Em 2019, a polícia provocou um massacre em uma das festas mais famosas das comunidades da cidade, o Baile da D17, em Paraisópolis, na zona sul de São Paulo. A ação, batizada de “Mega operação Pancadão”, matou nove jovens. “O que torna o baile na rua menos seguro, na verdade, é quando tem a repressão policial.” explica Meno. “Eu acho que esse elemento da possibilidade do confronto com a polícia é o que torna o baile da rua um pouco mais imprevisível.” A volta da discussão sobre os bailes de rua e sobre tentar censurar artistas de funk que alegadamente fazem apologia ao crime e às drogas é, como diz o pesquisador, a “criminalização da poesia e a criminalização da festa”. 
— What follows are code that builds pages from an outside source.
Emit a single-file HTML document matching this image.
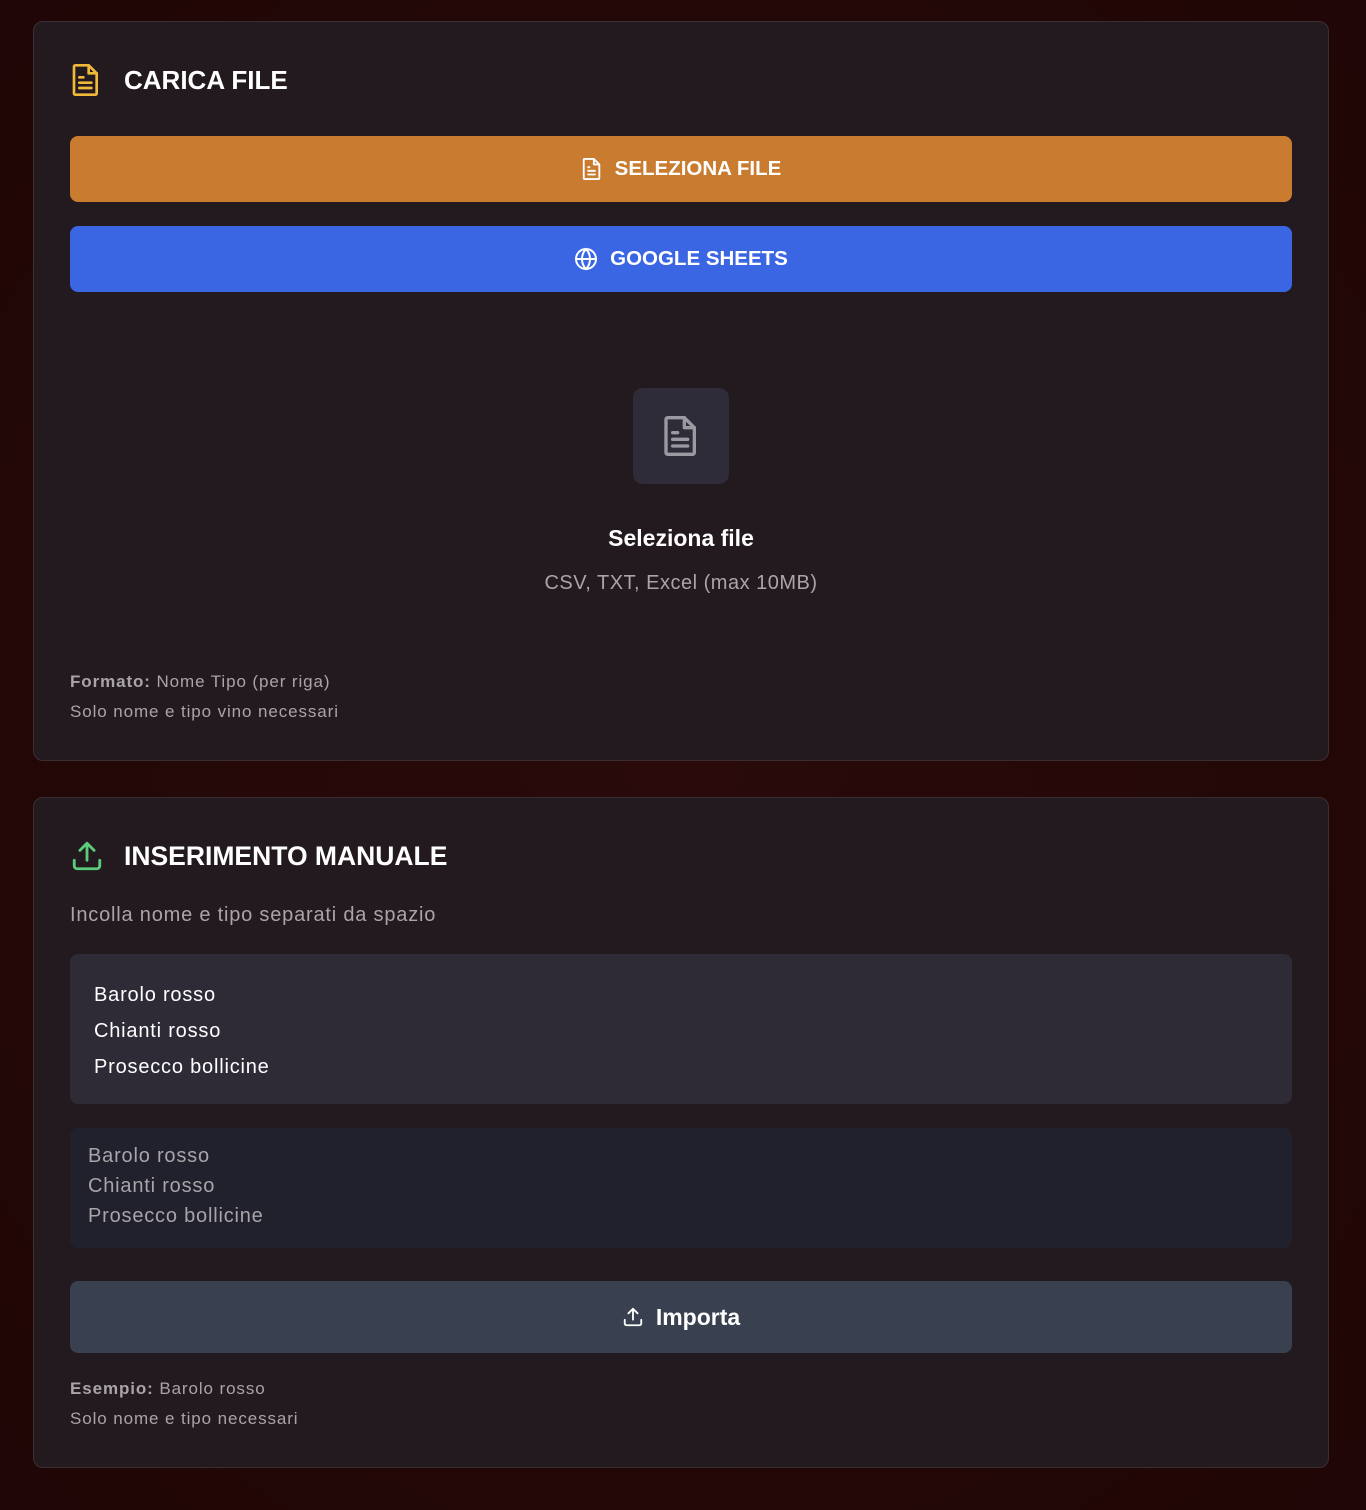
<!DOCTYPE html>
<html><head><meta charset="utf-8"><style>
*{box-sizing:border-box;margin:0;padding:0}
body{width:1366px;height:1510px;background:radial-gradient(ellipse at 50% 50%,#2a0a0a,#200606);font-family:"Liberation Sans",sans-serif;position:relative;overflow:hidden}
.card{position:absolute;left:33px;width:1296px;background:#231a1f;border:1px solid #3a2e33;border-radius:10px}
.h{position:absolute;left:36px;display:flex;align-items:center;color:#fff;font-weight:700;font-size:26px}
.h svg{margin-right:22px}
.btn{position:absolute;left:36px;width:1222px;height:66px;border-radius:8px;display:flex;align-items:center;justify-content:center;color:#fff;font-weight:700;font-size:20.5px;gap:12px}
.sm{position:absolute;left:36px;font-size:17px;color:#a8a4aa;line-height:30px;letter-spacing:0.9px}
</style></head><body>
<div class="card" style="top:21px;height:740px">
 <div class="h" style="top:40px"><svg width="32" height="36" viewBox="0 0 24 26" fill="none" stroke="#f0b93a" stroke-width="2" stroke-linejoin="round" stroke-linecap="round"><path d="M4 2h10l6 6v15a1 1 0 0 1-1 1H4a1 1 0 0 1-1-1V3a1 1 0 0 1 1-1z"/><path d="M14 2v6h6"/><path d="M7 11h3M7 15h9M7 19h9"/></svg>CARICA FILE</div>
 <div class="btn" style="top:114px;background:#c97c30"><svg width="22" height="24" viewBox="0 0 24 26" fill="none" stroke="#fff" stroke-width="2" stroke-linejoin="round"><path d="M4 2h10l6 6v15a1 1 0 0 1-1 1H4a1 1 0 0 1-1-1V3a1 1 0 0 1 1-1z"/><path d="M14 2v6h6M7 11h3M7 15h9M7 19h9"/></svg>SELEZIONA FILE</div>
 <div class="btn" style="top:204px;background:#3a66e3"><svg width="24" height="24" viewBox="0 0 24 24" fill="none" stroke="#fff" stroke-width="2"><circle cx="12" cy="12" r="10"/><path d="M2 12h20M12 2c3 3 4 6 4 10s-1 7-4 10c-3-3-4-6-4-10s1-7 4-10z"/></svg>GOOGLE SHEETS</div>
 <div style="position:absolute;left:599px;top:366px;width:96px;height:96px;background:#2e2c38;border-radius:10px;display:flex;align-items:center;justify-content:center"><svg width="40" height="46" viewBox="0 0 24 26" fill="none" stroke="#9a9aa2" stroke-width="2" stroke-linejoin="round" stroke-linecap="round"><path d="M4 2h10l6 6v15a1 1 0 0 1-1 1H4a1 1 0 0 1-1-1V3a1 1 0 0 1 1-1z"/><path d="M14 2v6h6M7 11h3M7 15h9M7 19h9"/></svg></div>
 <div style="position:absolute;left:0;width:100%;top:503px;text-align:center;color:#fff;font-weight:700;font-size:23px">Seleziona file</div>
 <div style="position:absolute;left:0;width:100%;top:550px;text-align:center;color:#a8a4aa;font-size:20px;letter-spacing:0.5px">CSV, TXT, Excel (max 10MB)</div>
 <div class="sm" style="top:645px"><b>Formato:</b> Nome Tipo (per riga)<br>Solo nome e tipo vino necessari</div>
</div>
<div class="card" style="top:797px;height:671px">
 <div class="h" style="top:41px"><svg width="34" height="34" viewBox="0 0 24 24" fill="none" stroke="#5ccc7a" stroke-width="2" stroke-linecap="round" stroke-linejoin="round"><path d="M3 15v4a2 2 0 0 0 2 2h14a2 2 0 0 0 2-2v-4M12 15V3M7 8l5-5 5 5"/></svg><span style="margin-left:-2px;font-size:26.5px">INSERIMENTO MANUALE</span></div>
 <div style="position:absolute;left:36px;top:106px;color:#a8a4aa;font-size:20px;letter-spacing:0.8px">Incolla nome e tipo separati da spazio</div>
 <div style="position:absolute;left:36px;top:156px;width:1222px;height:150px;background:#2e2b36;border-radius:8px;padding:23px 24px;color:#fff;font-size:20px;line-height:36px;letter-spacing:0.8px">Barolo rosso<br>Chianti rosso<br>Prosecco bollicine</div>
 <div style="position:absolute;left:36px;top:330px;width:1222px;height:120px;background:#20212c;border-radius:8px;padding:13px 18px;color:#a8a4aa;font-size:20px;line-height:30px;letter-spacing:0.8px">Barolo rosso<br>Chianti rosso<br>Prosecco bollicine</div>
 <div class="btn" style="top:483px;height:72px;background:#394050;font-size:23px"><svg width="22" height="22" viewBox="0 0 24 24" fill="none" stroke="#fff" stroke-width="2" stroke-linecap="round" stroke-linejoin="round"><path d="M3 15v4a2 2 0 0 0 2 2h14a2 2 0 0 0 2-2v-4M12 15V3M7 8l5-5 5 5"/></svg>Importa</div>
 <div class="sm" style="top:576px"><b>Esempio:</b> Barolo rosso<br>Solo nome e tipo necessari</div>
</div>
</body></html>
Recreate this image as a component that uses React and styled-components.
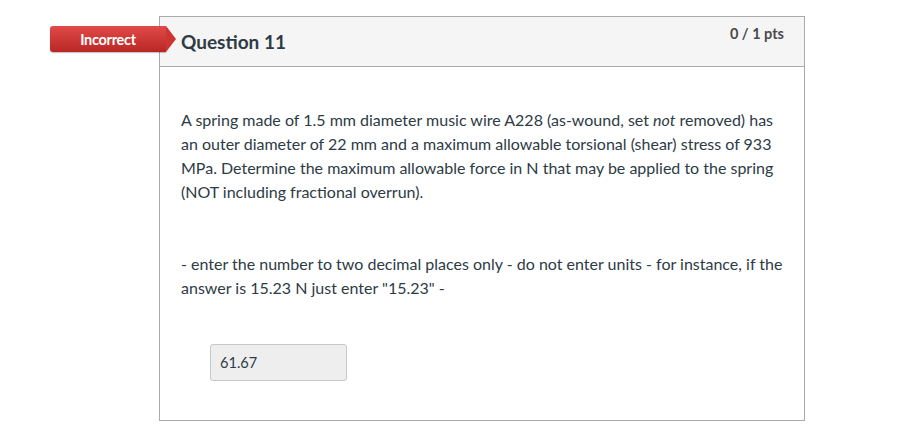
import React from "react";
import styled, { createGlobalStyle } from "styled-components";

const Global = createGlobalStyle`
  html, body { margin: 0; padding: 0; background: #fff; }
  body { font-family: Lato, "Open Sans", "Liberation Sans", sans-serif; color: #2d3b45; }
`;

const Page = styled.div`
  width: 904px;
  height: 436px;
  padding: 16px 0 0 159px;
  box-sizing: border-box;
`;

const Card = styled.div`
  position: relative;
  width: 646px;
  height: 405px;
  box-sizing: border-box;
  border: 1px solid #aaaaaa;
  display: flex;
  flex-direction: column;
`;

const Badge = styled.div`
  position: absolute;
  left: -110px;
  top: 9px;
  width: 116px;
  height: 26px;
  box-sizing: border-box;
  border-radius: 3px 0 0 3px;
  background: linear-gradient(#e14a48, #b92724);
  color: #fff;
  font-size: 14.5px;
  font-weight: 700;
  display: flex;
  align-items: center;
  justify-content: center;
  letter-spacing: -0.3px;
  box-shadow: 0 1px 1px rgba(0,0,0,0.25);
  &::after {
    content: "";
    position: absolute;
    right: -10px;
    top: 0;
    border-top: 13px solid transparent;
    border-bottom: 13px solid transparent;
    border-left: 10px solid #cc3532;
  }
`;

const Header = styled.div`
  height: 50px;
  box-sizing: border-box;
  background: #f5f5f5;
  border-bottom: 1px solid #aaaaaa;
  display: flex;
  justify-content: space-between;
  align-items: flex-start;
  padding: 0 20px 0 21px;
`;

const Title = styled.h2`
  margin: 0;
  padding-top: 13px;
  font-size: 19px;
  font-weight: 700;
  color: #2d3b45;
  line-height: 24px;
`;

const Points = styled.div`
  padding-top: 8px;
  font-size: 14.5px;
  font-weight: 700;
  color: #4a4a4a;
  line-height: 18px;
`;

const Body = styled.div`
  padding: 29px 21px 0 21px;
  font-size: 16px;
  line-height: 24px;
  color: #2d3b45;
`;

const Para = styled.p`
  margin: 12px 0;
  min-height: 24px;
`;

const AnswerBox = styled.div`
  margin: 44px 0 0 29px;
  width: 137px;
  height: 37px;
  flex-shrink: 0;
  box-sizing: border-box;
  background: #eeeeee;
  border: 1px solid #c8c8c8;
  border-radius: 3px;
  padding: 0 9px;
  display: flex;
  align-items: center;
  font-size: 14.6px;
  color: #2d3b45;
`;

export default function App() {
  return (
    <>
      <Global />
      <Page>
        <Card>
          <Badge>Incorrect</Badge>
          <Header>
            <Title>Question 11</Title>
            <Points>0 / 1 pts</Points>
          </Header>
          <Body>
            <Para>
              A spring made of 1.5 mm diameter music wire A228 (as-wound, set <em>not</em> removed) has an outer diameter of 22 mm and a maximum allowable torsional (shear) stress of 933 MPa. Determine the maximum allowable force in N that may be applied to the spring (NOT including fractional overrun).
            </Para>
            <Para>&nbsp;</Para>
            <Para>
              - enter the number to two decimal places only - do not enter units - for instance, if the answer is 15.23 N just enter "15.23" -
            </Para>
            <AnswerBox>61.67</AnswerBox>
          </Body>
        </Card>
      </Page>
    </>
  );
}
O pesquisador relatou sua experiência na festa Nitro Point em 2018, em Mauá, que reunia uma multidão de pessoas, em diversos lugares com preço de entrada acessível. Após pesquisar os bailes de rua em São Paulo e ter participado de alguns bailes fechados, Meno confirma que a existência das festas fechadas não tira o lugar dos bailes de rua: “o fato do Nitro Point existir não fazia com que os bailes de rua deixassem de existir. Falar que bailes fechados vão fragilizar a cultura funk é uma afirmação que eu acho perigosa. A Nitro Point, por exemplo, é uma festa fechada, que só fortaleceu a cena.” 

Submundo para o mundo 

Hoje, a Submundo já tem edições previstas em Brasília e até em Portugal. A bilheteria saiu de 1000 ingressos nos primeiros eventos há dois anos, para mais de 12 mil por evento. O alcance, porém, é ignorado pelas mídias tradicionais, como aponta Beatriz: “A gente não tem grandes jornais vindo conversar com a gente, porque hoje o Submundo, só em São Paulo, movimenta 11 mil pessoas. Um evento muito novo que está girando muito dinheiro, muita visibilidade nas redes sociais.”

A festa conta com lista trans que, na última edição em São Paulo, fechou com mais de 100 nomes. Em breve, pessoas indígenas e beneficiários do programa Bolsa Família também terão acesso à gratuidade.